Baltimore’s neighborhoods can occupy many a pleasant afternoon. For a superb view of the harbor and the busy working port of Baltimore, climb the stairs behind the Science Center to the Colonial streets of Federal Hill. This is where 4,000 citizens celebrated Maryland’s ratification of the U.S. Constitution in 1788. Restored homes and a spate of new shops and cafes make for a pleasant stroll.
Fells Point, the oldest port area of the city, still looks remarkably like the seafaring and shipbuilding community that was laid out in 1763, with cobbled streets and many well-preserved period homes. The restored Robert Long House, circa 1765, is the oldest in the city. Take a walk around the compact area to admire the architecture, the sea views from the landing, the inviting, small shops and the many restaurants and pubs that make this a favorite nightspot for young Baltimoreans. A Water Taxi provides scenic transportation to the Inner Harbor.
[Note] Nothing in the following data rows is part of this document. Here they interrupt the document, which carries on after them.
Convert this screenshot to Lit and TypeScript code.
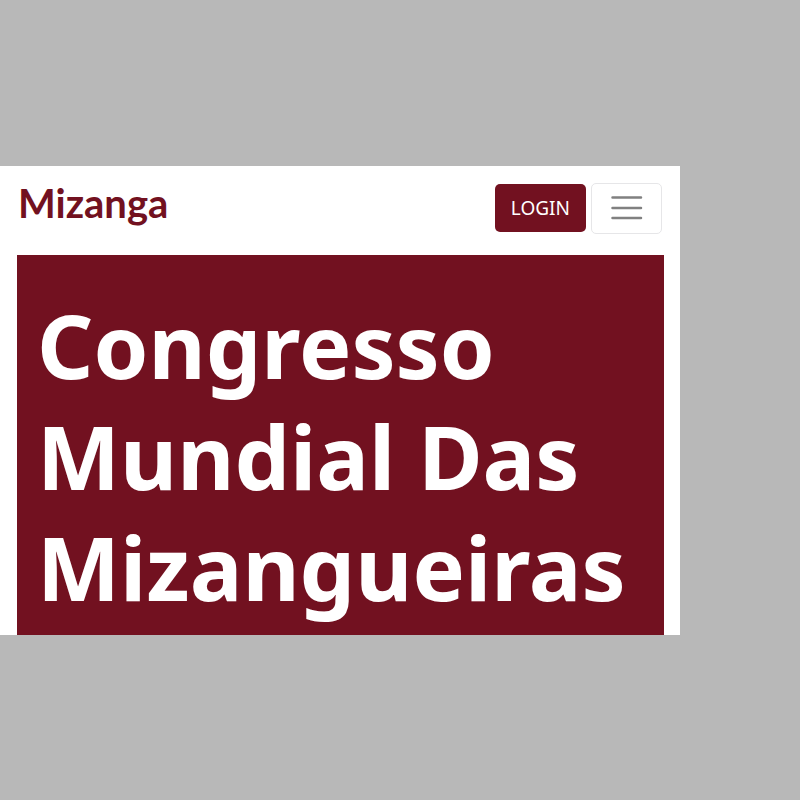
import { LitElement, html, css } from "lit";
import { customElement } from "lit/decorators.js";

@customElement("app-root")
class AppRoot extends LitElement {
  static styles = css`
    :host {
      display: flex;
      align-items: center;
      box-sizing: border-box;
      min-height: 100vh;
      background: #b8b8b8;
      font-family: "Noto Sans", "Open Sans", sans-serif;
    }
    .window {
      width: 85%;
      background: #fff;
    }
    .bar {
      display: flex;
      align-items: center;
      gap: 5px;
      padding: 17px 18px 21px;
    }
    .brand {
      align-self: flex-start;
      margin-right: auto;
      color: #721120;
      font: 700 40px/40px "Lato", sans-serif;
      text-decoration: none;
    }
    .login {
      height: 48px;
      padding: 0 16px;
      border: 0;
      border-radius: 5px;
      background: #721120;
      color: #fff;
      font: 400 19px/48px "Noto Sans", sans-serif;
    }
    .menu {
      display: flex;
      align-items: center;
      justify-content: center;
      width: 71px;
      height: 51px;
      padding: 0;
      border: 1px solid #e6e6e8;
      border-radius: 5px;
      background: #fff;
    }
    .hero {
      margin: 0 16px 0 17px;
      padding: 35px 20px 12px;
      background: #721120;
    }
    h1 {
      margin: 0;
      color: #fff;
      font: 700 88px/111px "Noto Sans", sans-serif;
    }
  `;

  render() {
    return html`
      <main class="window">
        <header class="bar">
          <a class="brand" href="#">Mizanga</a>
          <button class="login" type="button">LOGIN</button>
          <button class="menu" type="button" aria-label="Menu">
            <svg width="38" height="38" viewBox="0 0 38 38" aria-hidden="true">
              <path d="M4.5 8.5h28.5M4.5 19h28.5M4.5 29h28.5" stroke="#808080" stroke-width="2.5" stroke-linecap="round" />
            </svg>
          </button>
        </header>
        <section class="hero">
          <h1>Congresso Mundial Das Mizangueiras</h1>
        </section>
      </main>
    `;
  }
}
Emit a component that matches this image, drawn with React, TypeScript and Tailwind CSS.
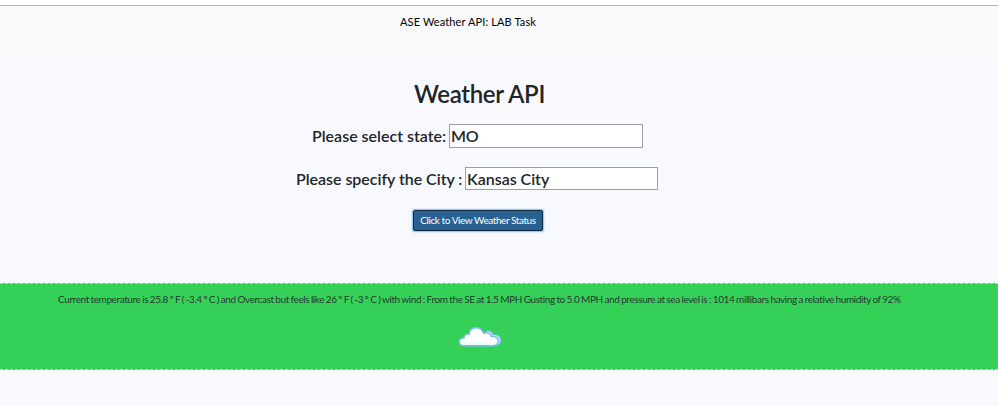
function CloudIcon() {
  return (
    <svg className="mt-[20px] ml-[458px] block" width="44" height="22" viewBox="0 0 44 22" fill="none">
      <defs>
        <linearGradient id="cloud" x1="0" y1="0" x2="0" y2="1">
          <stop offset="0" stopColor="#ffffff" />
          <stop offset="0.75" stopColor="#ffffff" />
          <stop offset="1" stopColor="#e4f2fc" />
        </linearGradient>
      </defs>
      <path d="M26 7C28 3.8 34 4 35 8.5C39.5 8 43.2 11 43 14.5C42.8 18 40 19.8 37 19.8H25Z" fill="#c3e3fa" stroke="#65b5e3" />
      <path d="M5.5 19.8C0 19.5 -.2 11.5 6 12C6 9 8.5 7.3 11 8.4C11.5 0 23-.6 25.8 7.5C29.5 5.5 33.5 8 33.4 10.7C37 9.5 41 12.5 40 16.2C39.3 19 37 19.8 34 19.8Z" fill="url(#cloud)" stroke="#7abfe8" strokeWidth="1.4" />
    </svg>
  );
}

export default function App() {
  return (
    <div className="h-[406px] overflow-hidden bg-[#f8f9ff] font-['Lato',sans-serif] text-[#212529]">
      <div className="h-[6px] border-b border-[#b4b4b4] bg-white" />
      <header className="h-[53px] bg-[#f8f9fb] pt-[8px] pl-[400px] text-[11px] leading-4 tracking-[0.12px] text-black">ASE Weather API: LAB Task</header>
      <main className="h-[224px]">
        <h1 className="pt-[21px] pl-[414px] text-[24px] leading-[28px] font-semibold tracking-[-0.35px]">Weather API</h1>
        <div className="mt-[16px] flex h-6 items-center pl-[312px] text-[16px] font-semibold">
          <span className="w-[137px] whitespace-nowrap">Please select state:</span>
          <input className="h-6 w-[194px] border border-[#a0a0a0] bg-white px-px font-semibold tracking-[-0.2px]" defaultValue="MO" />
        </div>
        <div className="mt-[19px] flex h-[23px] items-center pl-[296px] text-[16px] font-semibold">
          <span className="w-[169px] tracking-[-0.03px] whitespace-nowrap">Please specify the City :</span>
          <input className="h-[23px] w-[193px] border border-[#a0a0a0] bg-white px-px font-semibold tracking-[-0.03px]" defaultValue="Kansas City" />
        </div>
        <button className="mt-[20px] ml-[413px] block h-[21px] w-[130px] rounded-[2px] border border-[#122b40] bg-[#286090] pb-px text-[10px] leading-[18px] tracking-[-0.43px] whitespace-nowrap text-white shadow-[0_0_0_1px_#9fcaf3,0_0_2px_1px_#9fcaf3]">Click to View Weather Status</button>
      </main>
      <section className="h-[87px] border-y border-dashed border-[#b9dfc2] bg-[#35d058] pt-[8px]">
        <p className="pl-[58px] text-[10px] leading-[14px] tracking-[-0.4px] whitespace-nowrap text-[#212529]/90 [word-spacing:-0.45px]">Current temperature is 25.8 º F ( -3.4 º C ) and Overcast but feels like 26 º F ( -3 º C ) with wind : From the SE at 1.5 MPH Gusting to 5.0 MPH and pressure at sea level is : 1014 millibars having a relative humidity of 92%</p>
        <CloudIcon />
      </section>
    </div>
  );
}
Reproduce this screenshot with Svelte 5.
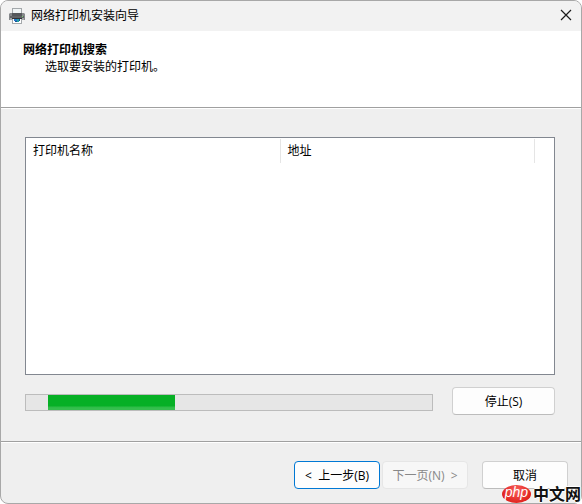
<script>
  let printers = $state([]);
  let searching = $state(true);
  let offset = $state(22);

  const chunk = 127;
  const track = 406;

  function stopSearch() {
    searching = false;
  }
</script>

<div class="window">
  <header class="titlebar">
    <svg class="app-icon" viewBox="0 0 16 16" width="16" height="16" aria-hidden="true">
      <rect x="3.5" y="0.5" width="9" height="6" fill="#f1f5f6" stroke="#a3a8ab" />
      <path d="M1 5h2v1h10V5h2l1 1v6H0V6z" fill="#85888b" />
      <path d="M3 5h10v3H3z" fill="#55585b" />
      <path d="M1 8h14v2H1z" fill="#606366" />
      <path d="M1 10h14v2H1z" fill="#a3a6a8" />
      <path d="M3 10h10v1H3z" fill="#303336" />
      <path d="M3 11h10v5H3z" fill="#a5a9ac" />
      <path d="M4 11h8v4H4z" fill="#fff" />
      <path d="M5 11h3v2H5z" fill="#2375c9" />
      <path d="M8 11h2v3H8z" fill="#24a1a0" />
      <path d="M6 13h2v1H6zM10 11h1v2h-1z" fill="#194f91" />
      <path d="M13 8h1v1h-1z" fill="#77d36f" />
    </svg>
    <span class="title">网络打印机安装向导</span>
    <button class="close" aria-label="关闭">
      <svg viewBox="0 0 12 12" width="12" height="12" aria-hidden="true">
        <path d="M1 1l10 10M11 1L1 11" stroke="#1a1a1a" stroke-width="1.2" fill="none" />
      </svg>
    </button>
  </header>

  <section class="heading">
    <h1>网络打印机搜索</h1>
    <p>选取要安装的打印机。</p>
  </section>

  <main>
    <div class="list">
      <table>
        <thead>
          <tr>
            <th>打印机名称</th>
            <th>地址</th>
            <td class="rest"></td>
          </tr>
        </thead>
        <tbody>
          {#each printers as printer}
            <tr>
              <td>{printer.name}</td>
              <td>{printer.address}</td>
              <td></td>
            </tr>
          {/each}
        </tbody>
      </table>
    </div>

    <div class="search-row">
      <div class="progress" role="progressbar" aria-label="正在搜索">
        {#if searching}
          <div
            class="chunk"
            style="margin-left: {(offset / track) * 100}%; width: {(chunk / track) * 100}%"
          ></div>
        {/if}
      </div>
      <button class="btn stop" onclick={stopSearch}>停止(S)</button>
    </div>
  </main>

  <footer>
    <button class="btn default">&lt;&nbsp; 上一步(B)</button>
    <button class="btn next" disabled>下一页(N)&nbsp; &gt;</button>
    <button class="btn cancel">取消</button>
  </footer>

  <div class="watermark">
    <span class="php">php</span>
    <span class="site">中文网</span>
  </div>
</div>

<style>
  :global(body) {
    background: #fff;
  }

  .window {
    position: relative;
    box-sizing: border-box;
    min-height: 100vh;
    display: flex;
    flex-direction: column;
    background: #efefef;
    border: 1px solid #a8a8a8;
    border-radius: 8px;
    color: #000;
    font-family: "Open Sans", "Noto Sans CJK SC", sans-serif;
    font-size: 12px;
    line-height: 17px;
  }

  .titlebar {
    display: flex;
    align-items: center;
    height: 30px;
    padding-left: 8px;
    background: #f2f2f2;
    border-radius: 7px 7px 0 0;
  }

  .app-icon {
    margin-right: 6px;
  }

  .title {
    flex: 1;
    padding-bottom: 2px;
  }

  .close {
    display: flex;
    align-items: center;
    justify-content: center;
    width: 30px;
    height: 30px;
    padding: 0 0 2px;
    border: none;
    background: none;
  }

  .heading {
    min-height: 66px;
    padding: 10px 22px 0;
    background: #fff;
    border-bottom: 1px solid #a0a0a0;
    box-shadow: 0 1px 0 #fff;
  }

  h1 {
    margin: 0;
    font-size: 12px;
    font-weight: 700;
  }

  p {
    margin: 0;
    padding-left: 22px;
  }

  main {
    flex: 1;
    display: flex;
    flex-direction: column;
    gap: 12px;
    padding: 29px 26px 26px 24px;
  }

  .list {
    flex: 1;
    background: #fff;
    border: 1px solid #828790;
  }

  table {
    width: 100%;
    margin-top: 1px;
    border-collapse: separate;
    border-spacing: 0;
    table-layout: fixed;
  }

  th {
    height: 22px;
    padding: 0 7px 2px;
    border-right: 1px solid #e5e5e5;
    font-weight: 400;
    text-align: left;
  }

  .rest {
    width: 19px;
    padding: 0;
  }

  .search-row {
    display: flex;
    align-items: center;
    gap: 19px;
  }

  .progress {
    flex: 1;
    height: 15px;
    margin-top: 2px;
    border: 1px solid #bcbcbc;
    background: #e6e6e6;
  }

  .chunk {
    height: 100%;
    background: linear-gradient(#06b025 70%, #35bf4d 85%);
  }

  .btn {
    box-sizing: border-box;
    width: 86px;
    height: 28px;
    padding: 0;
    border: 1px solid #d0d0d0;
    border-bottom-color: #bcbcbc;
    border-radius: 4px;
    background: #fdfdfd;
    color: #000;
    font: inherit;
  }

  .stop {
    width: 103px;
  }

  .default {
    border-color: #0078d4;
  }

  .btn:disabled {
    border-color: #e6e6e6;
    background: #f7f7f7;
    color: #888;
  }

  footer {
    display: flex;
    justify-content: flex-end;
    padding: 19px 13px 14px;
    border-top: 1px solid #a0a0a0;
    box-shadow: inset 0 1px 0 #fff;
  }

  .next {
    margin: 0 14px 0 2px;
  }

  .watermark {
    position: absolute;
    right: 0;
    bottom: 0;
    display: flex;
    align-items: center;
    gap: 2px;
    height: 18px;
    pointer-events: none;
  }

  .php {
    width: 29px;
    height: 18px;
    border-radius: 50%;
    background: radial-gradient(ellipse at 50% 30%, #f8605c, #e0201c 75%);
    color: #fff;
    font: italic 400 14px/15px "Liberation Sans", sans-serif;
    text-align: center;
  }

  .site {
    padding-bottom: 2px;
    color: #111;
    font: 700 16px/16px "Noto Sans CJK SC", sans-serif;
    text-shadow: 1px 0 #fff, -1px 0 #fff, 0 1px #fff, 0 -1px #fff;
  }
</style>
For a change of scene, head to the top of hilly Charles Street to Mt. Vernon Place, a square of parks and fountains laid out in 1827 and centered by a 160-foot Washington Monument that predates the one in the nation’s capital. The 22 buildings around the square and in some 40 surrounding blocks are the cream of Baltimore’s late 19th and early 20th century architecture and include the homes of some of the city’s elite early residents including Johns Hopkins and George Peabody. The noted Peabody Conservatory of Music is found on Mt. Vernon Place and next to it, the Peabody Library, a five-tiered, skylighted Victorian beauty maintained by Johns Hopkins University. The Walters Museum is also nearby.
Occupying a full block in this area is the Maryland Historical Society, where the original manuscript of the Star-Spangled Banner is on display, and where an expansive exhibit on the War of 1812 has just opened.
How to see it all? Better plan to stay a while — or start planning to return.